MeinungFakten oder Fiktion?

YACHT-Redaktion

 · 20.05.2023

Meinung: Fakten oder Fiktion?

YACHT-Woche – Der Rückblick


Liebe Leserinnen und Leser,

es ist endlich so weit - die neue Segelsaison startet! Es wird Zeit, wieder raus aufs Wasser zu gehen, die Segel zu setzen und das warme Wetter sowie den guten Wind zu genießen. Es gibt kaum etwas Schöneres, als sich auf dem Wasser treiben zu lassen und die Freude und gute Laune zu spüren, die mit dem Segeln einhergehen.

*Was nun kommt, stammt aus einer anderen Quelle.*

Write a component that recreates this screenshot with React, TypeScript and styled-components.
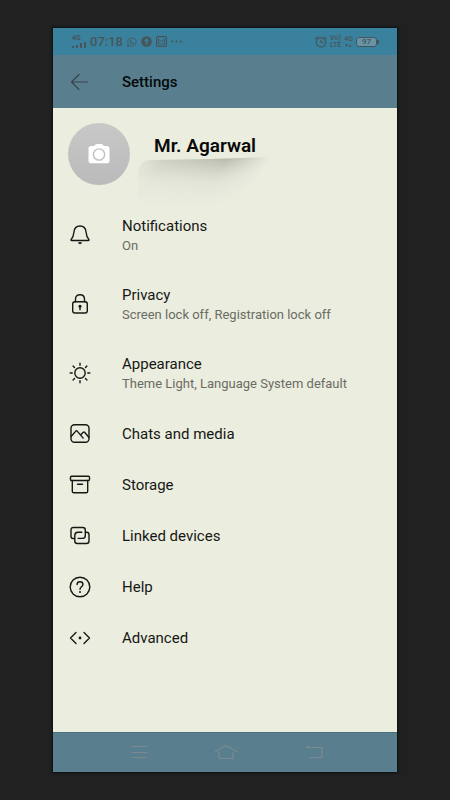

Egal, ob ihr bereits erfahrene Segler seid oder das erste Mal in einem Boot sitzt, das Segeln ist eine Leidenschaft, die uns alle verbindet. Vom Nervenkitzel des perfekten Windes bis hin zur Kameradschaft bei einer Regatta, das Segeln verspricht stets unvergessliche Erlebnisse und Abenteuer in der Natur.

Hand aufs Herz, haben Sie gleich gemerkt, dass bis hierher der Text von einem sogenannten KI-Programm geschrieben ist? Erschreckend, aber zugleich auch irgendwie faszinierend, wie täuschend echt, um nicht zu sagen: authentisch, sich die Zeilen lesen – nicht wahr?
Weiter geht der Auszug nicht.